Since I met Tony a year ago, he’s become interested in rediscovering his Italian roots. At Christmas in 2017, for example, he wanted to create the Feast of the Seven Fishes on Christmas Eve for the first time in more than 15 years. Well, I may have had a not-too-altruistic hand in that decision. That Christmas was my first without my kids, and without the Polish tradition of Wygilia, which we celebrated every year. Sure, there were times when one of them may have been galavanting somewhere around the world, but to not be around any of them – at all?
And, I can’t endure do-nothing Christmas Eves. My history is steeped German Lutheran tradition, which included dinner, a trip across the street to the Emmel’s, where my parents could get a Hot Toddy or two, and our children’s program at church. Afterward, all the kids would get gift bags filled with candy. Christmas Eve and tradition go together. There has to be something. So Seven Fishes it was.
Now, slightly more than three months and one religious holiday later, the idea of Sunday’s spaghetti sauce bubbled up from the recesses of Tony’s memory that Easter weekend in Scranton. Attending service at St.
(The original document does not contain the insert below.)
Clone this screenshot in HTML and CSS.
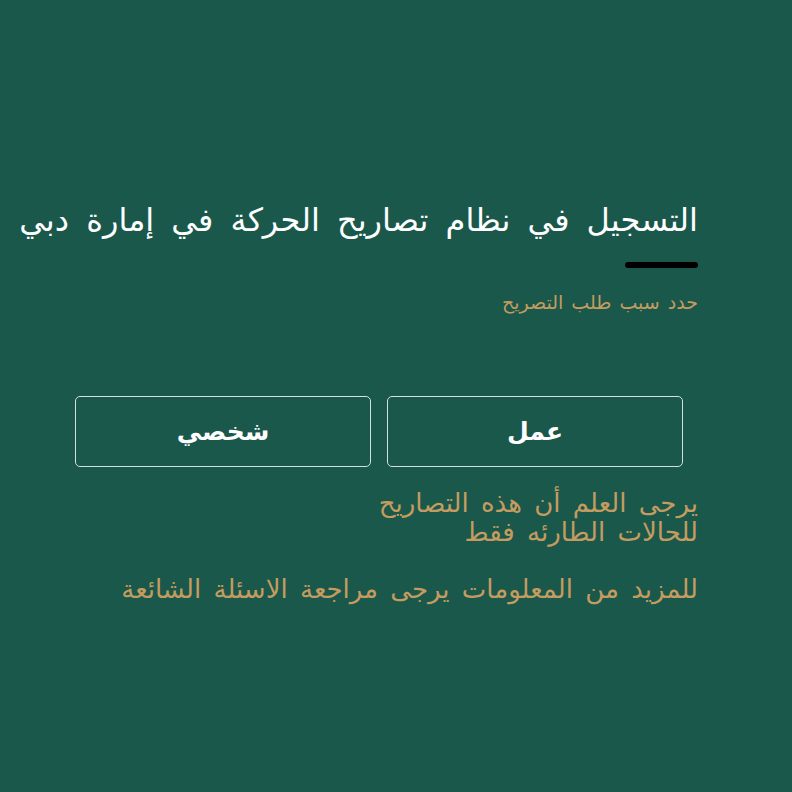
FILE: index.html
```html
<!DOCTYPE html>
<html lang="ar" dir="rtl">
<head>
<meta charset="utf-8">
<link rel="stylesheet" href="styles.css">
</head>
<body>
<main class="page">
  <h1 class="title">التسجيل في نظام تصاريح الحركة في إمارة دبي</h1>
  <div class="bar"></div>
  <p class="subtitle">حدد سبب طلب التصريح</p>
  <div class="choices">
    <button class="choice">عمل</button>
    <button class="choice">شخصي</button>
  </div>
  <p class="note">يرجى العلم أن هذه التصاريح<br>للحالات الطارئه فقط</p>
  <p class="note more">للمزيد من المعلومات يرجى مراجعة الاسئلة الشائعة</p>
</main>
</body>
</html>
```

FILE: styles.css
```css
html, body {
  margin: 0;
  padding: 0;
  background: #1a584c;
  height: 100%;
}
body {
  font-family: "DejaVu Sans", "Noto Sans", sans-serif;
  color: #ffffff;
}
.page {
  direction: rtl;
  padding: 198px 94px 0 20px;
  display: flex;
  flex-direction: column;
  align-items: stretch;
}
.title {
  margin: 0;
  font-size: 32px;
  font-weight: normal;
  line-height: 44px;
  word-spacing: 7px;
  color: #ffffff;
  white-space: nowrap;
}
.bar {
  width: 73px;
  height: 6px;
  border-radius: 3px;
  background: #000000;
  margin-top: 20px;
}
.subtitle {
  margin: 22px 0 0;
  font-size: 19px;
  line-height: 24px;
  word-spacing: 2px;
  color: #c49c5f;
}
.choices {
  display: flex;
  gap: 16px;
  margin: 82px 15px 0 55px;
}
.choice {
  flex: 1;
  height: 71px;
  background: transparent;
  border: 1.5px solid #d5e0dc;
  border-radius: 5px;
  color: #ffffff;
  font-family: inherit;
  font-size: 25px;
  font-weight: bold;
}
.note {
  margin: 22px 0 0;
  font-size: 26px;
  line-height: 29px;
  word-spacing: 4px;
  color: #c49c5f;
}
.note.more {
  margin-top: 28px;
}
```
Lucy’s, stopping by Catalanos, and tooling through his old West Side neighborhoood naturally brought up visions of his loving, bustling childhood, in an Italian home, nestled in an Italian neighborhood.
So, back in Waldorf, Maryland, we went to Nick’s, the premier Italian butcher and grocery in town, where we picked up our ingredients, many of them grown “over there.” Tony mixed up his ground round and fresh Italian sausage, added the spices and then let the mixture sit for at least an hour. Even then, the aroma was awesome. Later, when it was time to form those delectable, round meatballs — something I thought we would do together — I was relegated by the master chef to the role of spectator. That’s ok. I’m good cheering from the sidelines, too.